The biggest lesson that I learned is that music and environmental audio cues can be immersive—not just functional—in the pursuit of accessibility. Every element of the soundscape has the potential to convey important information about the player’s position, the game state, or the environment itself, in purely diegetic ways. In that sense, my main takeaway is that generative audio absolutely has untapped potential in making in-game, and real-world environments, more accessible to all, with a multitude of applications in augmented and virtual realities alike.

Calls to action

And finally, some things for you to consider:

Turn off your screen, or blindfold yourself, to experience the world in a different light. You may try browsing the web with a screen reader to understand how the mental model of accessing a website shifts when you can’t see it, or what frustrations you encounter when a website ignores the Web Content Accessibility Guidelines. Or you may try playing your favorite video game—if you can even get past the main menu—and try to complete the first objective or level to get a sense of what, if anything, is missing to make it more accessible.
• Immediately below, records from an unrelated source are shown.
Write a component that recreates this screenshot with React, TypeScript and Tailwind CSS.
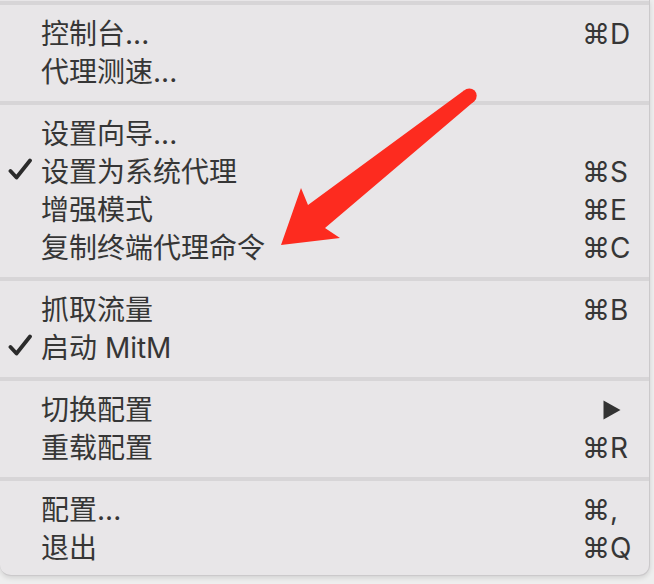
import React from "react";

const FONT = {
  fontFamily: "Inter, 'Noto Sans CJK SC', 'DejaVu Sans', sans-serif",
};

function Check() {
  return (
    <svg width="26" height="24" viewBox="0 0 26 24" className="block">
      <path
        d="M2.5 13 L8.5 19.5 L22 2.5"
        fill="none"
        stroke="#2b2b2b"
        strokeWidth="3.8"
        strokeLinecap="round"
        strokeLinejoin="round"
      />
    </svg>
  );
}

function SubArrow() {
  return (
    <svg width="18" height="20" viewBox="0 0 18 20" className="block">
      <path d="M0.5 0.5 L17.5 10 L0.5 19.5 Z" fill="#333333" />
    </svg>
  );
}

type Item = {
  label: string;
  shortcut?: string;
  checked?: boolean;
  submenu?: boolean;
};

function Row({ item }: { item: Item }) {
  return (
    <div className="h-[38px] flex items-center text-[28px] leading-[38px] text-[#363636] font-normal">
      <div className="w-[41px] h-full flex items-center pl-[8px] -mt-[4px]">
        {item.checked ? <Check /> : null}
      </div>
      <div className="flex-1 whitespace-nowrap">{item.label}</div>
      <div className="w-[67px] h-full flex items-center whitespace-nowrap">
        {item.submenu ? (
          <div className="pl-[21px]">
            <SubArrow />
          </div>
        ) : (
          item.shortcut
        )}
      </div>
    </div>
  );
}

function Sep({ top }: { top?: boolean }) {
  return (
    <div className={top ? "pt-[1px] pb-[10px]" : "py-[10px]"}>
      <div className="h-[4px] bg-[#d7d5d7]" />
    </div>
  );
}

const groups: Item[][] = [
  [{ label: "控制台...", shortcut: "⌘D" }, { label: "代理测速..." }],
  [
    { label: "设置向导..." },
    { label: "设置为系统代理", shortcut: "⌘S", checked: true },
    { label: "增强模式", shortcut: "⌘E" },
    { label: "复制终端代理命令", shortcut: "⌘C" },
  ],
  [
    { label: "抓取流量", shortcut: "⌘B" },
    { label: "启动 MitM", checked: true },
  ],
  [{ label: "切换配置", submenu: true }, { label: "重载配置", shortcut: "⌘R" }],
  [{ label: "配置...", shortcut: "⌘," }, { label: "退出", shortcut: "⌘Q" }],
];

export default function App() {
  return (
    <div
      className="relative w-[654px] h-[584px] bg-[#eeeeee] overflow-hidden"
      style={FONT}
    >
      <div className="w-[650px] h-[576px] bg-[#e8e6e8] rounded-br-[11px] rounded-bl-[11px] border-r border-b border-[#cbc9cb] shadow-[0_2px_5px_rgba(0,0,0,0.12)] flex flex-col">
        {groups.map((g, gi) => (
          <div key={gi}>
            <Sep top={gi === 0} />
            {g.map((it, i) => (
              <Row key={i} item={it} />
            ))}
          </div>
        ))}
      </div>
      <svg
        className="absolute left-0 top-0 pointer-events-none"
        width="654"
        height="584"
        viewBox="0 0 654 584"
      >
        <path
          d="M464 90.5 L308 205 L301 188 L281 245 L340 238 L325 228 L474.5 101 Z"
          fill="#fd2b1f"
        />
        <circle cx="469.3" cy="95.8" r="7.4" fill="#fd2b1f" />
      </svg>
    </div>
  );
}
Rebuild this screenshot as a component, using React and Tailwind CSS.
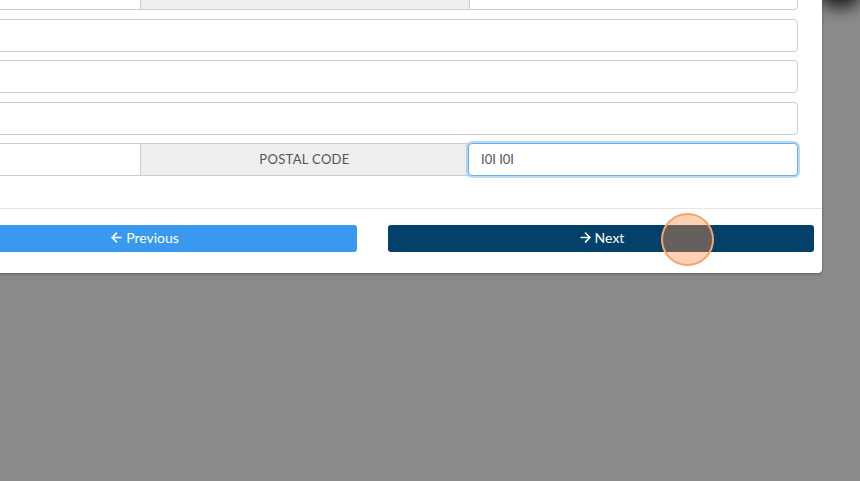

Furthermore, there exists a vast database of audio games on AudioGames.net which you may play to understand the history, challenges, and solutions they reach. Compare and contrast them with video games, such as the design choices in their audio and gameplay which make them an accessible alternative to folks who can’t see the screen. Are there any improvements that could be made to your favorite video game that would make it more inclusive? And if you like any of the audio games—or more generally appreciate the dedication that went into it—then please consider supporting their developers.

Finally, you may take what you learn from these exercises and try building your own accessible experiences. Are you feeling ambitious? Join one of the upcoming game jams and make an audio game for yourself. Or do you have an existing video game, whether it’s one you’re making or one you can modify? Add screen reader support or more immersive audio to support unsighted play.

I’m shiftBacktick, that was Periphery Synthetic, and you are awesome. Cheers!